Blotter o’ the week:
A rookie “initiation” went south when a high school football team turned on one of its players with broom sticks, belts, and folding chairs in a dark locker room.

A café manager snuck a $24 scented candle out of a James Island boutique in the most local crime ever committed.

When asked about the $800 in cash and the digital scale in his car, an East Central man simply replied, “I work.”

Tales from the CPD: “He then advised her to obtain $6,000 in Apple Brand gift cards.” Don’t do it. “[She] then responded to the downtown Charleston location of the Apple Store at which time she purchased gift cards totaling in $6,000.” Oh my god.

This week in Victoria’s Secret thefts: A man and a woman in a shower cap stole nine T-shirts, five leggings, four hoodies, three gift sets, and one pair of underwear from a downtown store while an employee worked the checkout counter. Total value: $1,165.45.

A man walked into a West Ashley department store wearing white Nikes, but a loss prevention officer saw him leave with brown shoes on. When she asked him to follow her back into store, the man replied, “I didn’t steal anything,” kicked off the brown shoes, and sped off.

A woman was booked into county jail after trying to steal two mini lip balms and a pack of face wipes from a West Ashley department store.

A woman told an officer that she has no idea who took a pipe to her car’s rear window.

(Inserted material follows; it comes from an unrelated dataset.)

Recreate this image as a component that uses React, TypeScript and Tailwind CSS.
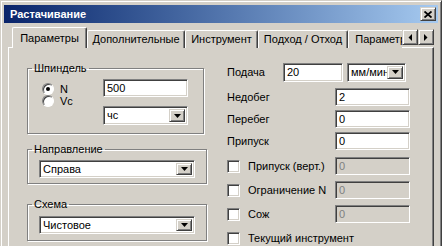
import type { ReactNode } from "react";

const sunken =
  "border border-t-[#808080] border-l-[#808080] border-b-white border-r-white shadow-[inset_1px_1px_0_#404040,inset_-1px_-1px_0_#d4d0c8]";
const raised =
  "border border-t-[#d4d0c8] border-l-[#d4d0c8] border-b-[#404040] border-r-[#404040] shadow-[inset_1px_1px_0_#ffffff,inset_-1px_-1px_0_#808080]";

function Arrow({ dir = "down" }: { dir?: "down" | "left" | "right" }) {
  if (dir === "left")
    return (
      <svg width="4" height="7" viewBox="0 0 4 7">
        <polygon points="4,0 4,7 0.5,3.5" fill="#000" />
      </svg>
    );
  if (dir === "right")
    return (
      <svg width="4" height="7" viewBox="0 0 4 7">
        <polygon points="0,0 0,7 3.5,3.5" fill="#000" />
      </svg>
    );
  return (
    <svg width="7" height="4" viewBox="0 0 7 4">
      <polygon points="0,0 7,0 3.5,4" fill="#000" />
    </svg>
  );
}

function TextBox({
  value,
  className,
  disabled,
}: {
  value: string;
  className: string;
  disabled?: boolean;
}) {
  return (
    <div
      className={`${sunken} ${className} flex items-center pl-[3px] ${
        disabled ? "bg-[#d4d0c8] text-[#808080]" : "bg-white text-black"
      }`}
    >
      {value}
    </div>
  );
}

function Combo({ value, className }: { value: string; className: string }) {
  return (
    <div className={`${sunken} ${className} flex items-stretch bg-white p-[2px]`}>
      <div className="flex flex-1 items-center overflow-hidden whitespace-nowrap pl-[1px]">
        {value}
      </div>
      <div className={`${raised} flex w-[16px] items-center justify-center bg-[#d4d0c8]`}>
        <Arrow />
      </div>
    </div>
  );
}

function Radio({ checked }: { checked?: boolean }) {
  return (
    <div className="flex h-[12px] w-[12px] items-center justify-center rounded-full border border-t-[#808080] border-l-[#808080] border-b-white border-r-white bg-white shadow-[inset_1px_1px_0_#404040]">
      {checked && <div className="h-[4px] w-[4px] rounded-full bg-black" />}
    </div>
  );
}

function Check({ label }: { label: string }) {
  return (
    <div className="flex items-center gap-[8px]">
      <div className={`${sunken} h-[13px] w-[13px] bg-white`} />
      <span>{label}</span>
    </div>
  );
}

function Group({
  title,
  className,
  children,
}: {
  title: string;
  className: string;
  children: ReactNode;
}) {
  return (
    <fieldset
      className={`border border-[#808080] shadow-[1px_1px_0_#ffffff,inset_1px_1px_0_#ffffff] ${className}`}
    >
      <legend className="ml-[4px] px-[2px] leading-[13px]">{title}</legend>
      {children}
    </fieldset>
  );
}

function Row({ label, children }: { label: string; children: ReactNode }) {
  return (
    <div className="flex h-[22px] items-center justify-between">
      <span>{label}</span>
      {children}
    </div>
  );
}

function CheckRow({ label, value }: { label: string; value: string }) {
  return (
    <div className="flex h-[24px] items-center justify-between">
      <Check label={label} />
      <TextBox value={value} disabled className="h-[18px] w-[75px]" />
    </div>
  );
}

const tabs = [
  { label: "Параметры", w: "w-[75px]" },
  { label: "Дополнительные", w: "w-[98px]" },
  { label: "Инструмент", w: "w-[73px]" },
  { label: "Подход / Отход", w: "w-[90px]" },
  { label: "Параметры строки", w: "w-[110px]" },
];

export default function App() {
  return (
    <div className="h-[246px] w-[448px] overflow-hidden bg-white font-['Liberation_Sans',Arial,sans-serif] text-[11px] text-black">
      <div className="h-[260px] w-[442px] border border-t-[#d4d0c8] border-l-[#d4d0c8] border-r-[#404040] bg-[#d4d0c8] shadow-[inset_1px_1px_0_#ffffff,inset_-1px_0_0_#808080]">
        <div className="px-[3px] pt-[4px]">
          <div className="flex h-[18px] items-center justify-between bg-linear-to-r from-[#0a246a] to-[#a6caf0] pl-[6px] pr-[2px]">
            <span className="font-bold text-white">Растачивание</span>
            <div className={`${raised} flex h-[14px] w-[16px] items-center justify-center bg-[#d4d0c8]`}>
              <svg width="8" height="7" viewBox="0 0 8 7">
                <path d="M0.5 0.5 L7.5 6.5 M7.5 0.5 L0.5 6.5" stroke="#000" strokeWidth="1.8" />
              </svg>
            </div>
          </div>
        </div>

        <div className="mt-[4px] flex h-[20px] items-end pl-[11px] pr-[7px]">
          <div className="flex h-[21px] flex-1 items-end self-start overflow-hidden">
            {tabs.map((t, i) => (
              <div
                key={t.label}
                className={`${t.w} flex shrink-0 items-center justify-center rounded-t-[2px] border-t border-l border-r border-t-white border-l-white border-r-[#404040] bg-[#d4d0c8] shadow-[inset_-1px_0_0_#808080] whitespace-nowrap ${
                  i === 0 ? "relative z-10 h-[21px]" : "h-[18px]"
                }`}
              >
                {t.label}
              </div>
            ))}
          </div>
          <div className="mb-[2px] flex">
            <div className={`${raised} flex h-[16px] w-[16px] items-center justify-center bg-[#d4d0c8]`}>
              <Arrow dir="left" />
            </div>
            <div className={`${raised} flex h-[16px] w-[16px] items-center justify-center bg-[#d4d0c8]`}>
              <Arrow dir="right" />
            </div>
          </div>
        </div>

        <div className="mx-[7px] flex h-[220px] border-t border-l border-r border-t-white border-l-white border-r-[#404040] shadow-[inset_-1px_0_0_#808080] pl-[18px] pt-[14px]">
          <div className="flex w-[177px] flex-col">
            <Group title="Шпиндель" className="h-[72px]">
              <div className="flex pl-[14px] pt-[4px]">
                <div className="flex w-[61px] flex-col pt-[4px]">
                  <div className="flex h-[12px] items-center gap-[6px]">
                    <Radio checked />
                    <span>N</span>
                  </div>
                  <div className="flex h-[12px] items-center gap-[6px]">
                    <Radio />
                    <span>Vc</span>
                  </div>
                </div>
                <div className="flex flex-col gap-[9px]">
                  <TextBox value="500" className="h-[18px] w-[85px]" />
                  <Combo value="чс" className="h-[19px] w-[85px]" />
                </div>
              </div>
            </Group>
            <Group title="Направление" className="mt-[9px] h-[41px]">
              <div className="px-[11px] pt-[4px]">
                <Combo value="Справа" className="h-[18px] w-[156px]" />
              </div>
            </Group>
            <Group title="Схема" className="mt-[14px] h-[43px]">
              <div className="px-[11px] pt-[5px]">
                <Combo value="Чистовое" className="h-[18px] w-[156px]" />
              </div>
            </Group>
          </div>

          <div className="ml-[23px] flex w-[183px] flex-col">
            <div className="flex h-[20px] items-center">
              <span className="w-[56px]">Подача</span>
              <TextBox value="20" className="h-[19px] w-[60px]" />
              <Combo value="мм/мин" className="ml-[4px] h-[19px] w-[59px]" />
            </div>
            <div className="mt-[4px] flex flex-col">
              <Row label="Недобег">
                <TextBox value="2" className="h-[18px] w-[75px]" />
              </Row>
              <Row label="Перебег">
                <TextBox value="0" className="h-[18px] w-[75px]" />
              </Row>
              <Row label="Припуск">
                <TextBox value="0" className="h-[18px] w-[75px]" />
              </Row>
            </div>
            <div className="mt-[2px] flex flex-col">
              <CheckRow label="Припуск (верт.)" value="0" />
              <CheckRow label="Ограничение N" value="0" />
              <CheckRow label="Сож" value="0" />
              <div className="flex h-[24px] items-center">
                <Check label="Текущий инструмент" />
              </div>
            </div>
          </div>
        </div>
      </div>
    </div>
  );
}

Someone stole four pairs of Air Jordans valued at $600, one pair of $150 Reeboks, a $450 watch, and a TV from a West Ashley storage facility. Hypebeasts everywhere cried.

When an officer approached a man who was yelling loudly on the street, the man took off his shirt, got into a fighting stance, and yelled at the officer.

A man tried to steal $62 worth of steaks from a West Ashley grocery store.

A man walked 10 feet past a police car to pee on a stone wall on King Street. When the officer yelled at him, the man was so startled that he soaked his own shirt while apologizing profusely.